Secret Present Agent
I am not the girl you give a present to and ask kindly not to open it until a certain day.
I am the girl that on a warm sunny day a week before Christmas 1998 sat under the tree contemplating what was inside each of my carefully wrapped presents. I measured them, shook them ever so gently, and then thought about the likelihood of each present matching up to something from my wish list. After all the results were tallied and the bar graphs were finalised I decided to open the presents – for statistical purposes of course – I carefully peeled the sticky tape off the delicate wrapping paper and then took a peak inside each present and wrote down the results. I then wrapped them back up with sticky tape of the same proportions and placed them back under the tree in correspondence to the present map I drew earlier to avoid being caught and sent to present openers jail. I would make a fantastic secret present agent.
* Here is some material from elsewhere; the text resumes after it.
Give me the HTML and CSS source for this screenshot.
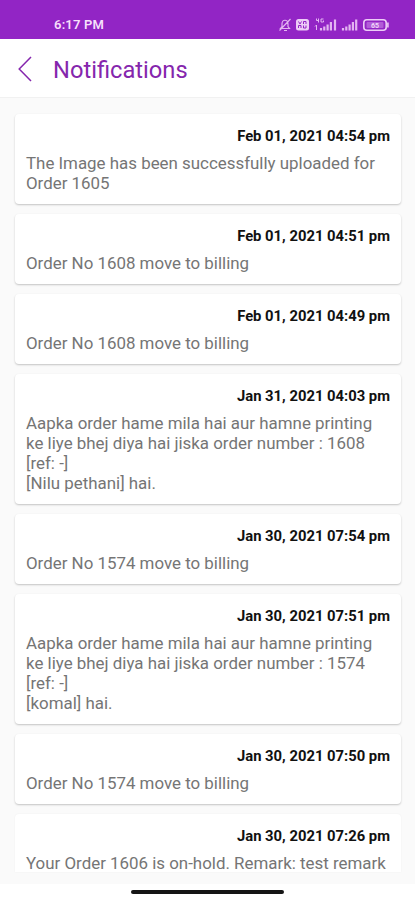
FILE: index.html
```html
<!DOCTYPE html>
<html lang="en">
<head>
<meta charset="utf-8">
<title>Notifications</title>
<link rel="stylesheet" href="styles.css">
</head>
<body>
<div class="screen">
  <div class="status">
    <span class="clock">6:17 PM</span>
    <svg class="status-icons" width="112" height="18" viewBox="0 0 112 18" fill="none" stroke="#e3b5f1" stroke-width="1.2">
      <path d="M2.500 12.500h9l-1.500-2V8c0-5-6-5-6 0v2.500zM6 14.500h3M1.500 14.500L12.500 3"/>
      <rect x="18" y="3" width="13" height="11.500" rx="2.500" fill="#edccf7" stroke="none"/>
      <path d="M20.500 5.500l1.500 2.500L23.500 5.500M25.500 8V5.500h2.500v2.500M20.500 12V9.500h2.500v2.500M25.500 9.500v2.500h2.500V9.500" stroke="#9225c5" stroke-width="1"/>
      <path d="M38.500 2.500v2h2M40.500 2.500v4M45.500 3H43V6h2.500V4.500M38.500 9v5M37 10.500l1.500-1.500" stroke-width="1"/>
      <path d="M43 14.500v-2.500M46.300 14.500v-4M49.600 14.500v-6M52.900 14.500v-8.500M57 14.500V3.500M65 14.500v-2.500M68.300 14.500v-4M71.600 14.500v-6M74.900 14.500v-8.500M78.200 14.500V3.500" stroke-width="2.200"/>
      <rect x="85.800" y="3.800" width="22.400" height="10.400" rx="3" stroke="#edccf7" stroke-width="1.600"/>
      <path d="M109.800 6.500v5" stroke-width="2"/>
      <rect x="88.500" y="6" width="17" height="6" rx="1" fill="#b25bd8" stroke="none"/>
      <text class="battery" x="97" y="11.600">65</text>
    </svg>
  </div>
  <header class="bar">
    <svg class="back" width="14" height="26" viewBox="0 0 14 26" fill="none" stroke="#8526ad" stroke-width="1.500"><path d="M13 1L1.200 13L13 25"/></svg>
    <h1>Notifications</h1>
  </header>
  <main class="list">
    <article class="card"><time>Feb 01, 2021 04:54 pm</time><p>The Image has been successfully uploaded for<br>Order 1605</p></article>
    <article class="card"><time>Feb 01, 2021 04:51 pm</time><p>Order No 1608 move to billing</p></article>
    <article class="card"><time>Feb 01, 2021 04:49 pm</time><p>Order No 1608 move to billing</p></article>
    <article class="card"><time>Jan 31, 2021 04:03 pm</time><p>Aapka order hame mila hai aur hamne printing<br>ke liye bhej diya hai jiska order number : 1608<br>[ref: -]<br>[Nilu pethani] hai.</p></article>
    <article class="card"><time>Jan 30, 2021 07:54 pm</time><p>Order No 1574 move to billing</p></article>
    <article class="card"><time>Jan 30, 2021 07:51 pm</time><p>Aapka order hame mila hai aur hamne printing<br>ke liye bhej diya hai jiska order number : 1574<br>[ref: -]<br>[komal] hai.</p></article>
    <article class="card"><time>Jan 30, 2021 07:50 pm</time><p>Order No 1574 move to billing</p></article>
    <article class="card cut"><time>Jan 30, 2021 07:26 pm</time><p>Your Order 1606 is on-hold. Remark: test remark</p></article>
  </main>
  <div class="nav"><div class="home"></div></div>
</div>
</body>
</html>
```
FILE: styles.css
```css
* { box-sizing: border-box; }
body { margin: 0; font-family: Roboto, sans-serif; background: #fff; }
.screen { width: 415px; height: 900px; display: flex; flex-direction: column; overflow: hidden; }
.status {
  height: 39px; flex: none; background: #9225c5; color: #f6dffb;
  display: flex; justify-content: space-between; align-items: flex-end; padding: 0 25px 5px 54px;
}
.clock { font-size: 13px; font-weight: 600; line-height: 18px; letter-spacing: 0.2px; }
.battery { font-size: 7px; font-weight: 700; fill: #f0d5f8; stroke: none; text-anchor: middle; }
.bar {
  height: 58px; flex: none; background: #fff; display: flex; align-items: center;
  padding: 1px 18px 0; gap: 21px;
}
.bar h1 { margin: 0; font-size: 23.7px; line-height: 30px; font-weight: 400; color: #8526ad; padding-top: 2px; }
.list {
  height: 787px; flex: none; background: #fafafa; border-top: 1px solid #f1f1f1;
  padding: 16px 14px 12px 15px; display: flex; flex-direction: column; gap: 10px; overflow: hidden;
}
.card {
  flex: none; background: #fff; border-radius: 4px; padding: 12px 11px 11px;
  box-shadow: 0 1px 2px rgba(0, 0, 0, 0.22);
}
.cut { height: 58px; padding-bottom: 0; border-radius: 4px 4px 0 0; box-shadow: 0 0 2px rgba(0, 0, 0, 0.06); overflow: hidden; }
.card time { display: block; text-align: right; font-size: 14.8px; line-height: 20px; font-weight: 700; color: #111; margin-bottom: 7px; white-space: nowrap; }
.card p { margin: 0; font-size: 16.9px; line-height: 20px; color: #757575; white-space: nowrap; }
.nav { height: 16px; flex: none; background: #fff; display: flex; justify-content: center; padding-top: 6px; }
.home { width: 153px; height: 4px; border-radius: 2px; background: #151515; }
```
So when my boyfriend gave me my Valentines Day gift yesterday with strict instructions not to open it or shake it, I was worried that the secret present agent in me would come out again. So far it hasn’t, but we still have a few days to go and I could crack at any time. He should have given me contract to sign, stating terms and conditions of the present opening and punishment if those terms and conditions were broken.
Here I sit, contemplating what it could be, driving myself nearly insane and wishing I had laser eye so I could burn the wrapping paper and then be all “It was on fire, I had to un-wrap it to save the present, I am a hero.” I dare not shake it. He’s the kid of guy to implement hidden sensors attached to the wrapping paper and a SWAT team ready to deploy if I shake it too violently. So I poke it. He didn’t mention anything about not poking it.
I even rang my sort of psychic aunt to ask her thoughts on the present. She just said “Oooerrr love is in the air” and gave me no clue as to what I could be. Then I asked my mother her thoughts, who said just to open it, she wouldn’t tell a soul, hell, she will even open it for me! Clearly she was once a secret present agent too. I can just see her with the Farrah Fawcett hair do and hip sticky tape dispenser at the ready.
My bar graphs tell me that there is a 73% chance it’s jewellery, and my psychic advisor will get back to me if she has a dream about it.